I’m a big fan of natural remedies but I haven’t seen any evidence that DE works in its dry form. Not only that, but the recommendations that taking it internally could help with worms don’t exactly inspire confidence in the other claims, since one of the important tenets for using it is that it must remain dry in order to work. I have most of a 50 lb bag... not sure what I’m gonna do with it. At least it was cheap. If you think they may have mites, you should just use the chemicals. I’ve researched this pretty thoroughly and it appears to be the only effective treatment.

To prevent mites (after clearing out the old bedding and thoroughly cleaning the coop) make sure they have access to dirt boxes/dust bathing.
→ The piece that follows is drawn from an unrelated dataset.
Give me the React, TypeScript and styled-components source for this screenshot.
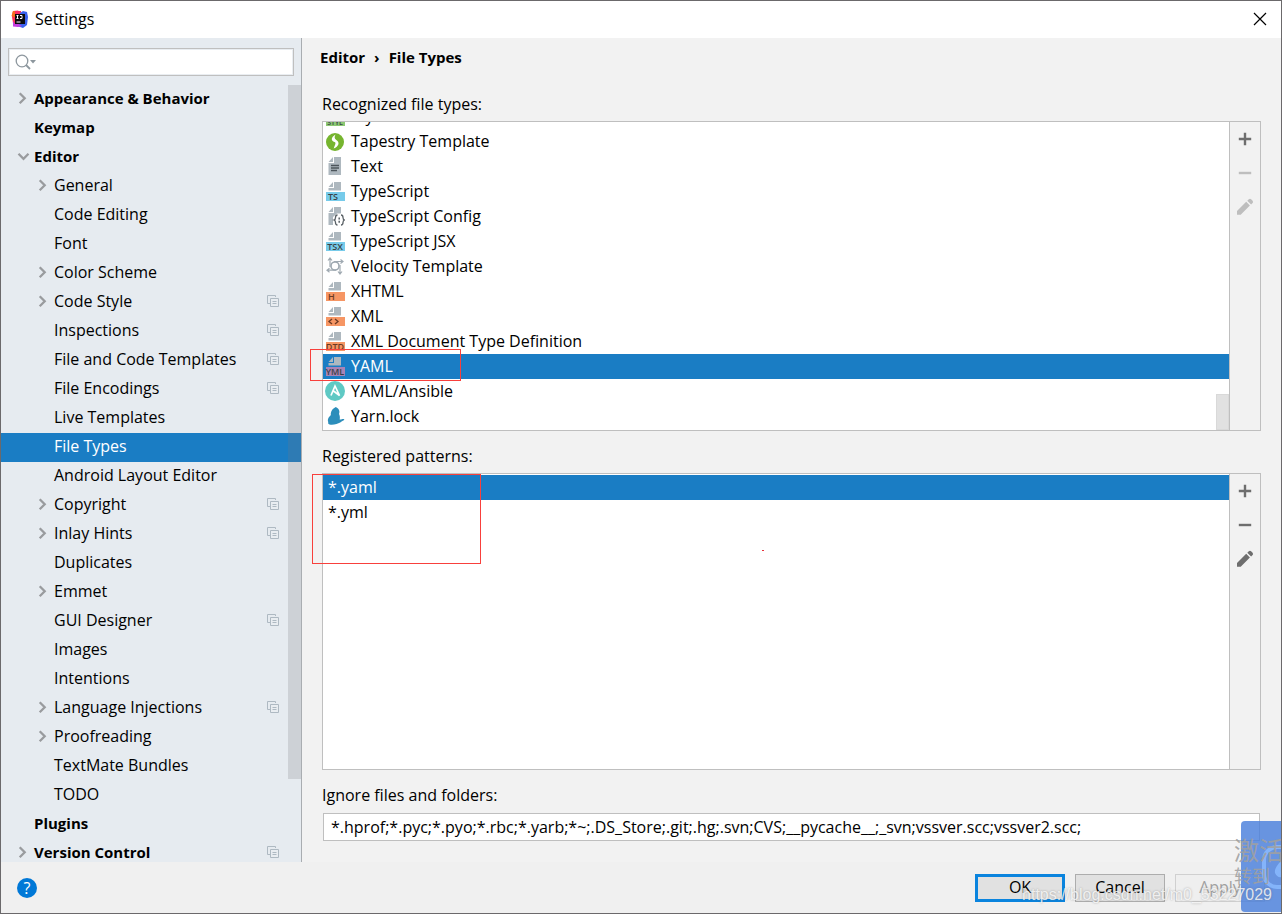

I use deep bedding for mine and they enjoy dust bathing in the decomposing bedding, too. Also make sure they have a large enough space. If they’re confined for long periods (by weather, etc.), they need more room. Close quarters can cause behavioral problems as well as making things nice and cozy for parasites.

All that said, if your girl has been spending an unusual amount of time in the nest box, she may be longing for baby chicks. That doesn’t necessarily mean she would see it through, but they do get these moods. If this is the cause and she carries it to extremes, you’ll need to break her of it because it’s hard on them. They don’t eat or drink much when broody, nor exercise. I broke mine last summer by putting her in my meat birds’ tractor, which I was moving a couple times a day. They kept her active and the frequent relocation denied her a nest. I believe the usual method is to confine them in a wire cage like a dog kennel, up off the ground so their little tummies stay cool (not warm and cuddly) for a week or so.